* **Provided material**:
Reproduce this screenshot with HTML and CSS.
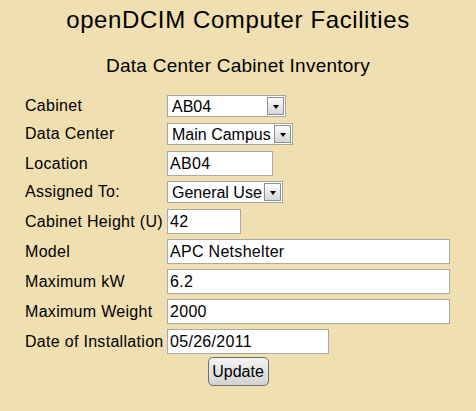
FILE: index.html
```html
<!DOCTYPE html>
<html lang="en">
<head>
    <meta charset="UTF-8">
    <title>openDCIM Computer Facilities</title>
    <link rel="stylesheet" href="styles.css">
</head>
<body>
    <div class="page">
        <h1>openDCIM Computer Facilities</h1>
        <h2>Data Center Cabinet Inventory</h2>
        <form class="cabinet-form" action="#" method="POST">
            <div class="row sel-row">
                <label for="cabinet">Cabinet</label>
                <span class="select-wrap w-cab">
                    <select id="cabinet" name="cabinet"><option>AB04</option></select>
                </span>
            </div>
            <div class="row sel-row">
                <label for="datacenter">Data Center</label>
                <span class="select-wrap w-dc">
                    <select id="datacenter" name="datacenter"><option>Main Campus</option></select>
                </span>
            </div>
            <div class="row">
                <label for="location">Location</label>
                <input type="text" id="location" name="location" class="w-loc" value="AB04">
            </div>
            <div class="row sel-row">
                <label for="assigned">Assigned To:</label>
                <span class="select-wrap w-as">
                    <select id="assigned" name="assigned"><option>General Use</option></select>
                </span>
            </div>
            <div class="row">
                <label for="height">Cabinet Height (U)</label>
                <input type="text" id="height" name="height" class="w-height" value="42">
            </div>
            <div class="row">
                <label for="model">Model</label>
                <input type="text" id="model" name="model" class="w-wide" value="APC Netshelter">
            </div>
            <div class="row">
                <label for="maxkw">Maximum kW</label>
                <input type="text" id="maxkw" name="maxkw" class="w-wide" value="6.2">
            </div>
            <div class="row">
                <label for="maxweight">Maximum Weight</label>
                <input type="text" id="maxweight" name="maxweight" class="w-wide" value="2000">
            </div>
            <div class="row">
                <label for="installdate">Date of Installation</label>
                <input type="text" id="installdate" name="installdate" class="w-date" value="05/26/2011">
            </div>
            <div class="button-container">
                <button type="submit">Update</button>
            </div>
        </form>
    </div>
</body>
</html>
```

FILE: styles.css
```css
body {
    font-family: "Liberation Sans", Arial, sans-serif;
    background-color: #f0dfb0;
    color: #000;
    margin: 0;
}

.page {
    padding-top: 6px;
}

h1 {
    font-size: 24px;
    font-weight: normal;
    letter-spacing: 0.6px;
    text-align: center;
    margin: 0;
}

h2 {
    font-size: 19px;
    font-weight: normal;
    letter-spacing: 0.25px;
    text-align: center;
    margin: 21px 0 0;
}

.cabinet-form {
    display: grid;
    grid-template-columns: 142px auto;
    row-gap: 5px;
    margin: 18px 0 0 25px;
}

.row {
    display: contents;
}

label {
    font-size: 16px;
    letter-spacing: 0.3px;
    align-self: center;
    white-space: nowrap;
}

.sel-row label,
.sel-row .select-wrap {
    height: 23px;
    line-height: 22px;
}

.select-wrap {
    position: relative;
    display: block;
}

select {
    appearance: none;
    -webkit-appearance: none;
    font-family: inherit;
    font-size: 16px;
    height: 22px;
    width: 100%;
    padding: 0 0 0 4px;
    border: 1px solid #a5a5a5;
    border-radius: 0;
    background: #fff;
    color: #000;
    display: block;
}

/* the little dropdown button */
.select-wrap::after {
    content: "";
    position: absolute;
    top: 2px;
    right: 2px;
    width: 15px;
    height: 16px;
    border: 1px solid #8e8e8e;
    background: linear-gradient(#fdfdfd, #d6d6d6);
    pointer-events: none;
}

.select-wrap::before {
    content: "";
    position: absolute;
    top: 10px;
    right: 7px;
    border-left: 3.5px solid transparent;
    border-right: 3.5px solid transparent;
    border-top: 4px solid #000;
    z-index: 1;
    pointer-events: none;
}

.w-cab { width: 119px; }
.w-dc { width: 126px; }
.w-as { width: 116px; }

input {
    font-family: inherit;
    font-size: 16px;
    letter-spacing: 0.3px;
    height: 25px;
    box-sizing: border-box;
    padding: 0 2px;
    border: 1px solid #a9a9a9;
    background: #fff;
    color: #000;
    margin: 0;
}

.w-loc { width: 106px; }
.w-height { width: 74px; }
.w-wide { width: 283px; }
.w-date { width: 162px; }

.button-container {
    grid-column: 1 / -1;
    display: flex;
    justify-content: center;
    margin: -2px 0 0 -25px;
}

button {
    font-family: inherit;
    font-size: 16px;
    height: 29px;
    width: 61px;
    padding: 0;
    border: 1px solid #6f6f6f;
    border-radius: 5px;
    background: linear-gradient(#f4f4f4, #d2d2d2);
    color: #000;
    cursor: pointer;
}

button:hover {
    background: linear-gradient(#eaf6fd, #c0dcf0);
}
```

* **Given exercise**: Reproduce all of the data exactly, omitting each picture it holds.

* **Response**:
Reproduce this screenshot with HTML and CSS.
FILE: index.html
```html
<!DOCTYPE html>
<html lang="en">
<head>
    <meta charset="UTF-8">
    <title>openDCIM Computer Facilities</title>
    <link rel="stylesheet" href="styles.css">
</head>
<body>
    <div class="page">
        <h1>openDCIM Computer Facilities</h1>
        <h2>Data Center Cabinet Inventory</h2>
        <form class="cabinet-form" action="#" method="POST">
            <div class="row sel-row">
                <label for="cabinet">Cabinet</label>
                <span class="select-wrap w-cab">
                    <select id="cabinet" name="cabinet"><option>AB04</option></select>
                </span>
            </div>
            <div class="row sel-row">
                <label for="datacenter">Data Center</label>
                <span class="select-wrap w-dc">
                    <select id="datacenter" name="datacenter"><option>Main Campus</option></select>
                </span>
            </div>
            <div class="row">
                <label for="location">Location</label>
                <input type="text" id="location" name="location" class="w-loc" value="AB04">
            </div>
            <div class="row sel-row">
                <label for="assigned">Assigned To:</label>
                <span class="select-wrap w-as">
                    <select id="assigned" name="assigned"><option>General Use</option></select>
                </span>
            </div>
            <div class="row">
                <label for="height">Cabinet Height (U)</label>
                <input type="text" id="height" name="height" class="w-height" value="42">
            </div>
            <div class="row">
                <label for="model">Model</label>
                <input type="text" id="model" name="model" class="w-wide" value="APC Netshelter">
            </div>
            <div class="row">
                <label for="maxkw">Maximum kW</label>
                <input type="text" id="maxkw" name="maxkw" class="w-wide" value="6.2">
            </div>
            <div class="row">
                <label for="maxweight">Maximum Weight</label>
                <input type="text" id="maxweight" name="maxweight" class="w-wide" value="2000">
            </div>
            <div class="row">
                <label for="installdate">Date of Installation</label>
                <input type="text" id="installdate" name="installdate" class="w-date" value="05/26/2011">
            </div>
            <div class="button-container">
                <button type="submit">Update</button>
            </div>
        </form>
    </div>
</body>
</html>
```

FILE: styles.css
```css
body {
    font-family: "Liberation Sans", Arial, sans-serif;
    background-color: #f0dfb0;
    color: #000;
    margin: 0;
}

.page {
    padding-top: 6px;
}

h1 {
    font-size: 24px;
    font-weight: normal;
    letter-spacing: 0.6px;
    text-align: center;
    margin: 0;
}

h2 {
    font-size: 19px;
    font-weight: normal;
    letter-spacing: 0.25px;
    text-align: center;
    margin: 21px 0 0;
}

.cabinet-form {
    display: grid;
    grid-template-columns: 142px auto;
    row-gap: 5px;
    margin: 18px 0 0 25px;
}

.row {
    display: contents;
}

label {
    font-size: 16px;
    letter-spacing: 0.3px;
    align-self: center;
    white-space: nowrap;
}

.sel-row label,
.sel-row .select-wrap {
    height: 23px;
    line-height: 22px;
}

.select-wrap {
    position: relative;
    display: block;
}

select {
    appearance: none;
    -webkit-appearance: none;
    font-family: inherit;
    font-size: 16px;
    height: 22px;
    width: 100%;
    padding: 0 0 0 4px;
    border: 1px solid #a5a5a5;
    border-radius: 0;
    background: #fff;
    color: #000;
    display: block;
}

/* the little dropdown button */
.select-wrap::after {
    content: "";
    position: absolute;
    top: 2px;
    right: 2px;
    width: 15px;
    height: 16px;
    border: 1px solid #8e8e8e;
    background: linear-gradient(#fdfdfd, #d6d6d6);
    pointer-events: none;
}

.select-wrap::before {
    content: "";
    position: absolute;
    top: 10px;
    right: 7px;
    border-left: 3.5px solid transparent;
    border-right: 3.5px solid transparent;
    border-top: 4px solid #000;
    z-index: 1;
    pointer-events: none;
}

.w-cab { width: 119px; }
.w-dc { width: 126px; }
.w-as { width: 116px; }

input {
    font-family: inherit;
    font-size: 16px;
    letter-spacing: 0.3px;
    height: 25px;
    box-sizing: border-box;
    padding: 0 2px;
    border: 1px solid #a9a9a9;
    background: #fff;
    color: #000;
    margin: 0;
}

.w-loc { width: 106px; }
.w-height { width: 74px; }
.w-wide { width: 283px; }
.w-date { width: 162px; }

.button-container {
    grid-column: 1 / -1;
    display: flex;
    justify-content: center;
    margin: -2px 0 0 -25px;
}

button {
    font-family: inherit;
    font-size: 16px;
    height: 29px;
    width: 61px;
    padding: 0;
    border: 1px solid #6f6f6f;
    border-radius: 5px;
    background: linear-gradient(#f4f4f4, #d2d2d2);
    color: #000;
    cursor: pointer;
}

button:hover {
    background: linear-gradient(#eaf6fd, #c0dcf0);
}
```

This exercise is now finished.